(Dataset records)
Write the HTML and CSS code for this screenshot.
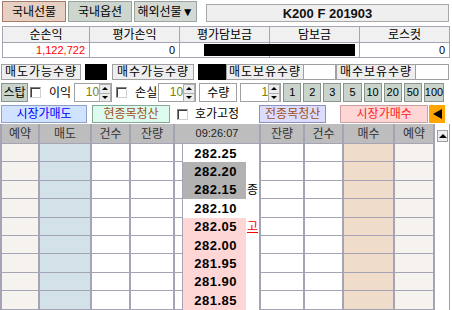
FILE: index.html
```html
<!DOCTYPE html>
<html lang="ko">
<head>
  <meta charset="UTF-8">
  <title>선물 주문</title>
  <link rel="stylesheet" href="styles.css">
</head>
<body>
<div class="screen">

  <!-- 상단 탭 -->
  <div class="top-bar">
    <div class="tab tab-on">국내선물</div>
    <div class="tab tab-opt">국내옵션</div>
    <div class="tab tab-more">해외선물▼</div>
    <div class="title">K200 F 201903</div>
  </div>

  <!-- 손익 요약 -->
  <div class="summary">
    <div class="sh">순손익</div>
    <div class="sh">평가손익</div>
    <div class="sh">평가담보금</div>
    <div class="sh">담보금</div>
    <div class="sh">로스컷</div>
    <div class="sv red">1,122,722</div>
    <div class="sv">0</div>
    <div class="sv"><span class="mask mask-a"></span></div>
    <div class="sv sv-left"><span class="mask mask-b"></span></div>
    <div class="sv">0</div>
  </div>

  <!-- 수량 -->
  <div class="qty-row">
    <div class="lbl lbl-1">매도가능수량</div>
    <div class="blk blk-1"></div>
    <div class="lbl lbl-2">매수가능수량</div>
    <div class="blk blk-2"></div>
    <div class="lbl lbl-3">매도보유수량</div>
    <div class="wbox wbox-1"></div>
    <div class="lbl lbl-4">매수보유수량</div>
    <div class="wbox wbox-2"></div>
  </div>

  <!-- 스탑 -->
  <div class="stop-row">
    <div class="stop-btn">스탑</div>
    <span class="chk chk-1"></span>
    <span class="txt txt-gain">이익</span>
    <div class="spin spin-1"><span class="spin-val">10</span><span class="spin-btns"><i class="up"></i><i class="down"></i></span></div>
    <span class="chk chk-2"></span>
    <span class="txt txt-loss">손실</span>
    <div class="spin spin-2"><span class="spin-val">10</span><span class="spin-btns"><i class="up"></i><i class="down"></i></span></div>
    <div class="qty-lbl">수량</div>
    <div class="spin spin-3"><span class="spin-val">1</span><span class="spin-btns"><i class="up"></i><i class="down"></i></span></div>
    <div class="nums">
      <div class="num">1</div>
      <div class="num">2</div>
      <div class="num">3</div>
      <div class="num">5</div>
      <div class="num">10</div>
      <div class="num">20</div>
      <div class="num">50</div>
      <div class="num">100</div>
    </div>
  </div>

  <!-- 주문 버튼 -->
  <div class="action-row">
    <div class="act act-sell">시장가매도</div>
    <div class="act act-clear1">현종목청산</div>
    <span class="chk chk-3"></span>
    <span class="txt txt-fix">호가고정</span>
    <div class="act act-clear2">전종목청산</div>
    <div class="act act-buy">시장가매수</div>
    <div class="collapse"><i></i></div>
  </div>

  <!-- 호가창 -->
  <div class="book">
    <div class="h">예약</div>
    <div class="h">매도</div>
    <div class="h">건수</div>
    <div class="h">잔량</div>
    <div class="h h-time">09:26:07</div>
    <div class="h">잔량</div>
    <div class="h">건수</div>
    <div class="h">매수</div>
    <div class="h">예약</div>
    <div class="scroll"><div class="scroll-up"><i></i></div></div>

    <div class="c rsv"></div><div class="c sell"></div><div class="c"></div><div class="c"></div><div class="c gap"></div><div class="price">282.25</div><div class="mark"></div><div class="c"></div><div class="c"></div><div class="c buy"></div><div class="c rsv"></div>
    <div class="c rsv"></div><div class="c sell"></div><div class="c"></div><div class="c"></div><div class="c gap"></div><div class="price grey">282.20</div><div class="mark"></div><div class="c"></div><div class="c"></div><div class="c buy"></div><div class="c rsv"></div>
    <div class="c rsv"></div><div class="c sell"></div><div class="c"></div><div class="c"></div><div class="c gap"></div><div class="price grey">282.15</div><div class="mark">종</div><div class="c"></div><div class="c"></div><div class="c buy"></div><div class="c rsv"></div>
    <div class="c rsv"></div><div class="c sell"></div><div class="c"></div><div class="c"></div><div class="c gap"></div><div class="price">282.10</div><div class="mark"></div><div class="c"></div><div class="c"></div><div class="c buy"></div><div class="c rsv"></div>
    <div class="c rsv"></div><div class="c sell"></div><div class="c"></div><div class="c"></div><div class="c gap"></div><div class="price pink">282.05</div><div class="mark mark-high">고</div><div class="c"></div><div class="c"></div><div class="c buy"></div><div class="c rsv"></div>
    <div class="c rsv"></div><div class="c sell"></div><div class="c"></div><div class="c"></div><div class="c gap"></div><div class="price pink">282.00</div><div class="mark"></div><div class="c"></div><div class="c"></div><div class="c buy"></div><div class="c rsv"></div>
    <div class="c rsv"></div><div class="c sell"></div><div class="c"></div><div class="c"></div><div class="c gap"></div><div class="price pink">281.95</div><div class="mark"></div><div class="c"></div><div class="c"></div><div class="c buy"></div><div class="c rsv"></div>
    <div class="c rsv"></div><div class="c sell"></div><div class="c"></div><div class="c"></div><div class="c gap"></div><div class="price pink">281.90</div><div class="mark"></div><div class="c"></div><div class="c"></div><div class="c buy"></div><div class="c rsv"></div>
    <div class="c rsv"></div><div class="c sell"></div><div class="c"></div><div class="c"></div><div class="c gap"></div><div class="price pink">281.85</div><div class="mark"></div><div class="c"></div><div class="c"></div><div class="c buy"></div><div class="c rsv"></div>
  </div>

</div>
</body>
</html>
```

FILE: styles.css
```css
body {
  margin: 0;
  font-family: "Liberation Sans", "Noto Sans CJK KR", sans-serif;
  font-size: 12px;
  color: #000;
  background: #fff;
}
.screen {
  width: 452px;
  height: 310px;
  overflow: hidden;
}

/* 상단 탭 */
.top-bar {
  display: flex;
  align-items: flex-start;
  height: 21px;
  padding: 1px 0 0 2px;
}
.tab {
  box-sizing: border-box;
  height: 21px;
  margin-right: 2px;
  display: flex;
  align-items: center;
  justify-content: center;
  border: 1px solid #9aa49d;
  background: #ccd6cf;
  line-height: 1;
}
.tab-on { width: 64px; background: #e6d0c3; border-color: #a87a68; }
.tab-opt { width: 64px; }
.tab-more { width: 63px; background: #d3dad5; }
.title {
  box-sizing: border-box;
  width: 243px;
  height: 18px;
  margin: 3px 0 0 7px;
  border: 1px solid #a8a8a8;
  background: #efefef;
  font-size: 13px;
  font-weight: bold;
  display: flex;
  align-items: center;
  justify-content: center;
  color: #111;
}

/* 요약 */
.summary {
  display: grid;
  grid-template-columns: 87px 90px 90px 90px 90px;
  grid-template-rows: 16px 15px;
  width: fit-content;
  margin: 4px 0 0 2px;
  border-left: 1px solid #a4a4b4;
  border-top: 1px solid #a4a4b4;
}
.sh, .sv {
  box-sizing: border-box;
  border-right: 1px solid #a4a4b4;
  border-bottom: 1px solid #a4a4b4;
  display: flex;
  align-items: center;
  line-height: 1;
}
.sh {
  background: #f0f0f0;
  justify-content: center;
}
.sv {
  justify-content: flex-end;
  padding-right: 4px;
  font-size: 11px;
}
.sv-left { justify-content: flex-start; }
.red { color: #ff0000; }
.mask {
  display: block;
  height: 12px;
  background: #000;
}
.mask-a { width: 66px; margin-right: -5px; }
.mask-b { width: 87px; }

/* 수량 */
.qty-row {
  display: flex;
  height: 16px;
  margin-top: 6px;
  padding-left: 1px;
}
.lbl {
  box-sizing: border-box;
  height: 16px;
  border: 1px solid #a0a0a0;
  background: #eeeeee;
  display: flex;
  align-items: center;
  justify-content: center;
  letter-spacing: 1px;
  line-height: 1;
}
.lbl-1 { width: 80px; }
.lbl-2 { width: 82px; margin-left: 5px; }
.lbl-3 { width: 78px; }
.lbl-4 { width: 80px; }
.blk { height: 16px; background: #000; }
.blk-1 { width: 22px; margin-left: 4px; }
.blk-2 { width: 28px; margin-left: 4px; }
.wbox {
  box-sizing: border-box;
  height: 16px;
  border: 1px solid #a0a0a0;
  border-left: none;
  background: #fff;
}
.wbox-1 { width: 32px; }
.wbox-2 { width: 33px; }

/* 스탑 */
.stop-row {
  display: flex;
  align-items: center;
  height: 19px;
  margin-top: 3px;
  padding-left: 1px;
}
.stop-btn {
  box-sizing: border-box;
  width: 27px;
  height: 19px;
  border: 1px solid #8a938c;
  background: #c8d4cc;
  display: flex;
  align-items: center;
  justify-content: center;
  line-height: 1;
}
.chk {
  box-sizing: border-box;
  width: 11px;
  height: 11px;
  border: 1px solid #808080;
  border-right-color: #d0d0d0;
  border-bottom-color: #d0d0d0;
  background: #fff;
  box-shadow: inset 1px 1px 0 #404040;
}
.chk-1 { margin-left: 2px; }
.chk-2 { margin-left: 4px; }
.chk-3 { margin-left: 7px; }
.txt { line-height: 1; }
.txt-gain { margin-left: 8px; }
.txt-loss { margin-left: 8px; }
.txt-fix { margin-left: 7px; }

.spin {
  box-sizing: border-box;
  display: flex;
  height: 19px;
  border: 1px solid #a0a0a0;
  background: #fff;
}
.spin-1 { width: 38px; margin-left: 3px; }
.spin-2 { width: 38px; margin-left: 1px; }
.spin-3 { width: 41px; margin-left: 3px; }
.spin-val {
  flex: 1;
  text-align: right;
  padding-right: 1px;
  color: #808000;
  font-size: 12px;
  line-height: 17px;
}
.spin-btns {
  width: 11px;
  display: flex;
  flex-direction: column;
}
.spin-btns i {
  flex: 1;
  display: flex;
  align-items: center;
  justify-content: center;
  background: #ececec;
  border: 1px solid #b0b0b0;
  margin: 0 0 -1px -1px;
}
.spin-btns i::before {
  content: "";
  border-left: 3px solid transparent;
  border-right: 3px solid transparent;
}
.spin-btns .up::before { border-bottom: 3px solid #000; }
.spin-btns .down::before { border-top: 3px solid #000; }

.qty-lbl {
  box-sizing: border-box;
  width: 38px;
  height: 19px;
  margin-left: 3px;
  border: 1px solid #a0a0a0;
  background: #fff;
  display: flex;
  align-items: center;
  justify-content: center;
  line-height: 1;
}
.nums {
  display: flex;
  gap: 2px;
  width: 161px;
  margin-left: 2px;
}
.num {
  flex: 1;
  box-sizing: border-box;
  height: 19px;
  border: 1px solid #8a938c;
  background: #c8d4cc;
  display: flex;
  align-items: center;
  justify-content: center;
  font-size: 11px;
  line-height: 1;
}

/* 주문 버튼 */
.action-row {
  display: flex;
  align-items: center;
  height: 18px;
  margin-top: 3px;
  padding-left: 1px;
}
.act {
  box-sizing: border-box;
  height: 18px;
  display: flex;
  align-items: center;
  justify-content: center;
  border: 1px solid #a0a0a0;
  line-height: 1;
}
.act-sell { width: 86px; background: #cfe2ff; border-color: #8ea0c8; color: #0000ff; }
.act-clear1 { width: 78px; margin-left: 5px; background: #dcfaee; border-color: #86a898; color: #a0501e; }
.act-clear2 { width: 67px; margin-left: 20px; background: #dcdcfc; border-color: #9090c0; color: #a0501e; }
.act-buy { width: 88px; margin-left: 14px; background: #ffd6d6; border-color: #c8a0a0; color: #ff2020; }
.collapse {
  width: 16px;
  height: 18px;
  margin-left: 1px;
  background: #ffa500;
  display: flex;
  align-items: center;
  justify-content: center;
}
.collapse i {
  border-top: 5px solid transparent;
  border-bottom: 5px solid transparent;
  border-right: 9px solid #000;
}

/* 호가창 */
.book {
  display: grid;
  grid-template-columns: 38px 52px 39px 44px 8px 63px 15px 44px 39px 51px 40px 15px;
  grid-template-rows: 20px repeat(9, 18.4px);
  margin-top: 1px;
  border-left: 2px solid #a4a4b4;
}
.h, .c {
  box-sizing: border-box;
  border-right: 2px solid #a4a4b4;
  border-bottom: 1px solid #a4a4b4;
}
.h {
  background: #bdbdbd;
  color: #333;
  display: flex;
  align-items: center;
  justify-content: center;
  line-height: 1;
}
.h-time {
  grid-column: span 3;
  font-size: 11px;
  color: #222;
}
.rsv { background: #f6f3ef; }
.sell { background: #d3e2e9; }
.buy { background: #f0dcca; }
.gap { border-right-width: 1px; }
.price {
  display: flex;
  align-items: center;
  justify-content: flex-end;
  padding-right: 9px;
  font-size: 13px;
  font-weight: bold;
  letter-spacing: 0.5px;
  background: #fff;
}
.grey { background: #b2b2b2; }
.pink { background: #ffd6d6; }
.mark {
  box-sizing: border-box;
  border-right: 2px solid #a4a4b4;
  display: flex;
  align-items: center;
  justify-content: center;
  font-size: 12px;
  line-height: 1;
}
.mark-high {
  color: #ff0000;
  text-decoration: underline;
}
.scroll {
  grid-column: 12;
  grid-row: 1 / span 10;
  border-right: 1px solid #a0a0a0;
  background: #fff;
}
.scroll-up {
  box-sizing: border-box;
  width: 11px;
  height: 12px;
  margin: 6px 0 0 2px;
  border: 1px solid #a0a0a0;
  background: #f0ecec;
  display: flex;
  align-items: center;
  justify-content: center;
}
.scroll-up i {
  border-left: 4px solid transparent;
  border-right: 4px solid transparent;
  border-bottom: 4px solid #000;
}
```
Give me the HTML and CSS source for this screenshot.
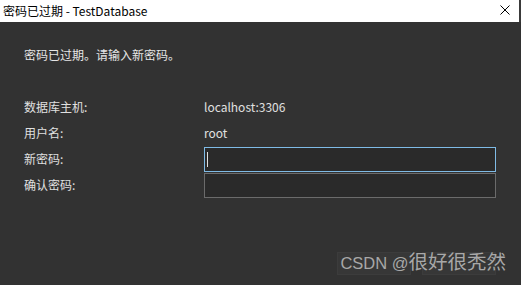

Problem description: Find and copy each line above that includes the string "screenshot".

Written reply:
Write the HTML and CSS code for this screenshot.
Give me the HTML and CSS source for this screenshot.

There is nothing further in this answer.